Conheci Reinata Sadimba, a famosa ceramista moçambicana, num dia de inverno, escuro e ventoso, extraviado em pleno verão afro-austral.
Uma amiga espanhola, a viver em Maputo, insistiu em que a acompanhasse ao atelier da artista. Encontrámos três mulheres sentadas sobre esteiras, conversando numa língua radiante, enquanto das suas mãos distraídas, afundadas entre a viva escuridão do barro, iam nascendo fabulosos seres. Soube logo, das três, quem era Reinata, mesmo nunca a tendo visto antes. Há artistas assim: não os conhecemos, mas somos capazes de os reconhecer, quando pela primeira
vez os encontramos, porque as obras deles contém algo do seu carácter.
Reinata é uma mulher pequena e magra, com o rosto laboriosamente tatuado, e um piercing sob o lábio inferior, que lhe confere um aspecto simultaneamente arcaico e contemporâneo. Nascida à margem de toda a modernidade, a muitos quilómetros da esperança e da prosperidade, parecia destinada ao mesmo destino infeliz da maioria da população moçambicana.
Todavia, iludiu-o. Como conseguiu triunfar? Eu digo-vos - através do exercício quotidiano da alegria, de um permanente espanto infantil perante a beleza do mundo, de uma feroz vontade de viver, e, finalmente, de um desrespeito soberano pelas normas, a que poderíamos também chamar inconformismo. Tudo isto transparece nas peças que saem das suas mãos. São mães exibindo os filhos ao mundo ou amamentando-os. Casais que se amam, homens com mulheres, mas também mulheres com mulheres e homens com homens, numa sexualidade explícita, desenfreada, que parece desdenhar, com uma clara gargalhada, toda e qualquer convenção.
Reinata vem de uma aldeia, no norte de Moçambique, em Cabo Delgado, com alguma tradição de cerâmica utilitária, como potes e moringas. Terá sido ela, porém, a primeira a moldar figuras. Hoje as suas peças, um verdadeiro exército de seres prodigiosos, ameaçam invadir o planeta, sendo possível encontrá-las em museus e colecções privadas, em todas as grandes cidades europeias e americanas. Na aldeia de Reinata já toda a gente molda formas humanas e animais. É assim que se criam as tradições.
Conta-se que numa recente visita a Lisboa, Reinata se encontrou com Jorge Sampaio.

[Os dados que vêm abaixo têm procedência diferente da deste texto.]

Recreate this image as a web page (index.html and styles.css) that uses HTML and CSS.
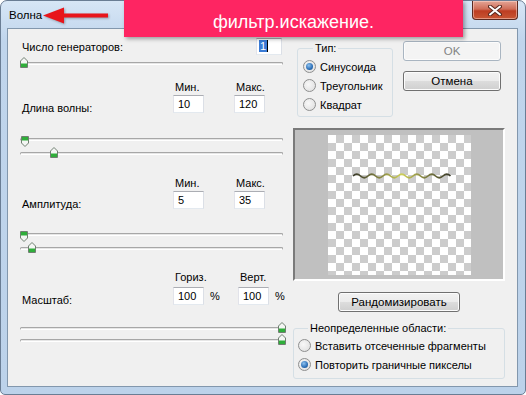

O presidente português, fascinado com o trabalho da artista, quis saber em que a poderia ajudar. O que queria ela?
Traduzida a questão Reinata sorriu:
"Um marido!"
Ao que consta propunha-se ficar com o próprio Jorge Sampaio. Presumo que qualquer que seja o mundo onde viva não deva ser nada fácil para uma mulher independente, rebelde e criativa, como é o caso de Reinata, encontrar um companheiro. Os homens de todas latitudes receiam as mulheres assim. Todavia são elas quem empurram o mundo. No
caso de Moçambique, Reinata é mais do que um exemplo de esperança - é a própria esperança, criando luz, inclusive nas tardes de Inverno.